The only elements missing to establish dictatorship, Maradiaga said, are control over the army, the media and civil society.
The defense-bill package will accomplish all three of those goals, he said.
Analysts and critics are concerned that a new defense-bill package being rushed through the National Assembly will allow the president to form Sandinista militias and develop a domestic spy network to repress and intimidate the Nicaraguan opposition and cement his authoritarian rule.
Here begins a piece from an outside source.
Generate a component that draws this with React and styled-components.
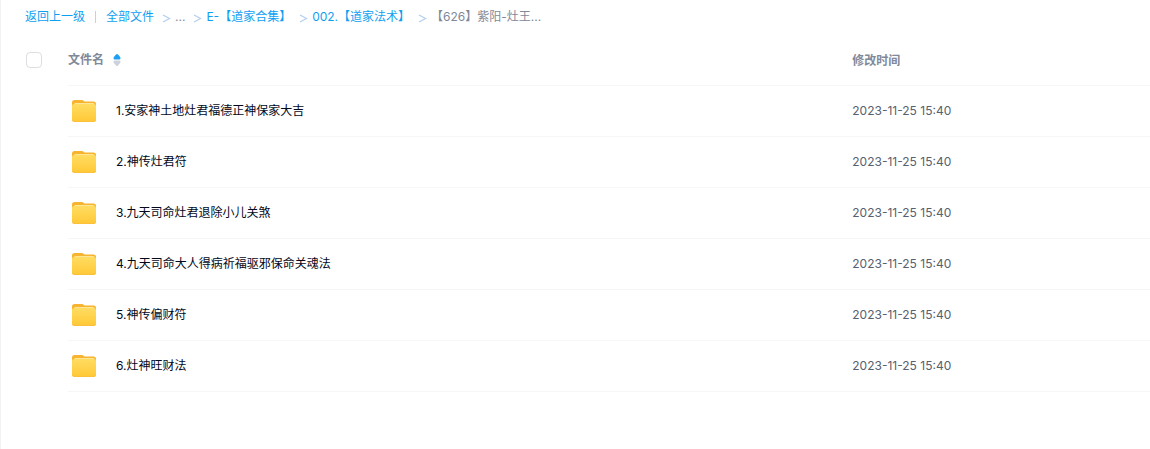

Here are several of the articles that most worry analysts.
The National Security Law, Article 3, paragraph B, calls for “permanent, immediate and direct actions to preserve the integrity, stability and permanency of the state of Nicaragua, its institutions, democratic order, rule of law, people and property against any threat, risk or aggression.”
Though Article 6 of the bill specifically prohibits wire-tapping, “political spying,” and “obtaining information about people based on race, creed, opinion, or political affiliation,” the rest of the bill seems to lay the foundation for a domestic spy network.
Chapter 3, Article 8, calls for the creation of a “National Security System” of “institutions specialized in intelligence and information” to collect information using “specialized methods of human and technical resources.” Article 9 calls for the elaboration of intelligence reports for the president and the “cooperation and collaboration with intelligence services of friendly countries and international organizations.”
Article 11 says the Army’s Office of Defense Information (DID), the military’s intelligence network, will be subordinate to the Commander in Chief.
The Law of Defense establishes the “right and obligation of Nicaraguan citizens to participate actively and belligerently in national defense.” Article 3, paragraph 11, calls for “national mobilizations” in which “all human, technical and material resources are put at the disposal of national defense in situations of conflict and emergency.”
Article 21 calls for the creation of a “reservist force” led by ex-military personnel.